# Animated Banners



## Front Yard Fright (Dec 23, 2005)

Hey folks, I was just wondering if any of you would like me to make you some banners for your website or blog or whatever. No cost to you, but I am working on getting a donations page on my website. If you like what I make, please chip in a couple bucks to help with this year's haunted house!

Anyways, if any of you are interested, e-mail me with the link below. Tell me what you'd all like to have it say, as well as some pictures or anything else you'd like on it.

I'll take the first 5 requests frist. If they go by quickly, I will let the others next in line know.

So who's in!?
:jol:.


----------



## Frighteners Entertainment (Jan 24, 2006)

I'm always looking.
What can you do Zach?


----------



## Front Yard Fright (Dec 23, 2005)

I can do pretty basic stuff... I have Photoshop CS so I can make some pretty cool text/graphic effects. As far as the actual animation, I'm not really sure. I've been toying around a bit and have come up with some cool stuff. I was hoping this would be a good way to experiment with different effects and stuff like that.
.


----------



## Front Yard Fright (Dec 23, 2005)

Here are some examples of what I can do!
AniBanner.gif picture by frontyardfright - Photobucket
Banner-1.gif picture by frontyardfright - Photobucket

And here ya go FE!
FEBanner.gif picture by frontyardfright - Photobucket:jol:.


----------



## Frighteners Entertainment (Jan 24, 2006)

Pretty cool Zach!


----------



## Front Yard Fright (Dec 23, 2005)

Thanks!
Let me know if you want me to do anything else for ya!
I'm more than willing to help out!
.


----------



## Front Yard Fright (Dec 23, 2005)

FE here's another...
FEBannerJPEG.jpg picture by frontyardfright - Photobucket
Thought you could use it for your sig.
.


----------



## DarkShadows (Feb 6, 2006)

Could ya do me one? I'll drop you some cash mang...
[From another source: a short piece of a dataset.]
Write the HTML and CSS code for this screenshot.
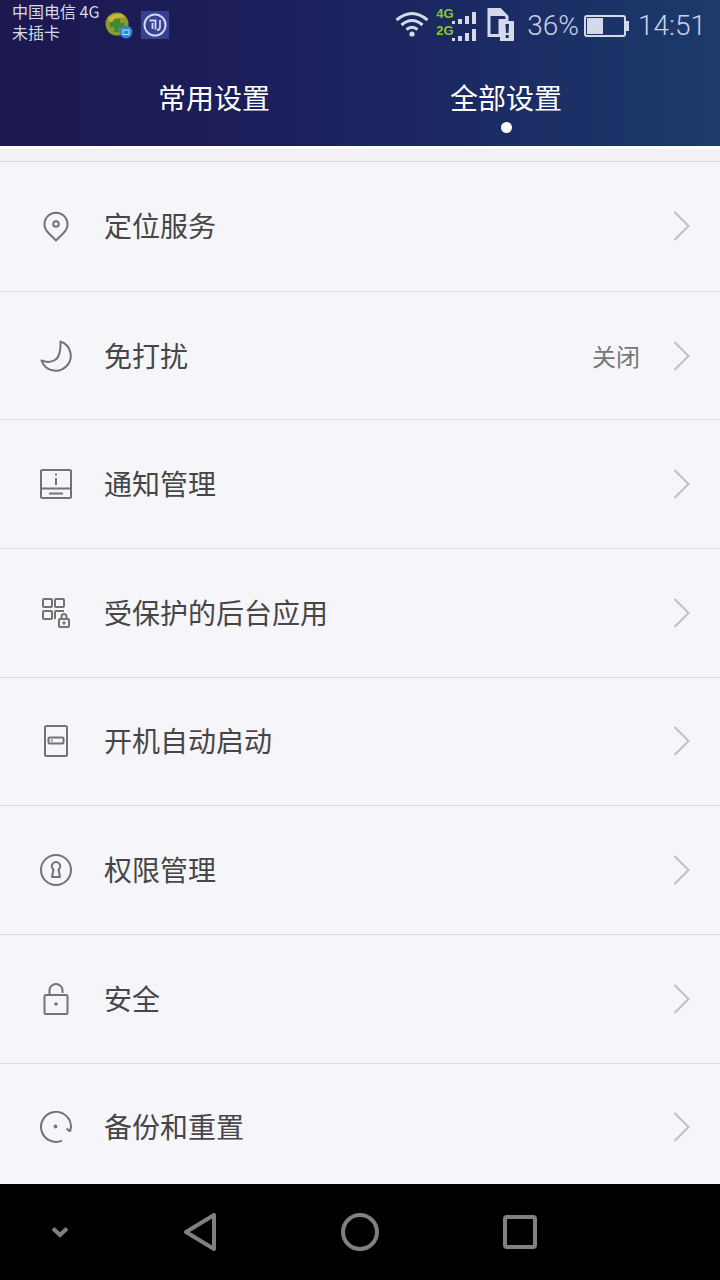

Could you do the font like how my tattoo is with like a bunch of scribbles for each letter? Here's a link to my tat.. http://img.photobucket.com/albums/v397/DarkShadows00/100_0604.jpg

Also could you make it like yours with the red on top and fade to black? That looks pretty sick.. Let me know, and If you could do something like put my haunt website (DarkShadowsHaunt.Com) in there somewhere? I've been operating since 2000 so this would be out 9th year.. Hook it up man, you got some skills!


----------



## Front Yard Fright (Dec 23, 2005)

I'll get to work on something and get it to you sometime tomorrow.
:jol:.


----------



## Front Yard Fright (Dec 23, 2005)

DarkShadows said:


> Could you do the font like how my tattoo is with like a bunch of scribbles for each letter? Here's a link to my tat.. PIC HERE


Do you have a specific font name?
I thought I had something similar to your tattoo but can't find it.


----------



## Front Yard Fright (Dec 23, 2005)

DS I've got some text for you... But the banner is still lacking. I've looked for some closeups of some of your prop pictures, but nothing really works well. Do you have any other photos that might work?


----------



## DarkShadows (Feb 6, 2006)

alright cool cool, heres my photobucket page for some pics.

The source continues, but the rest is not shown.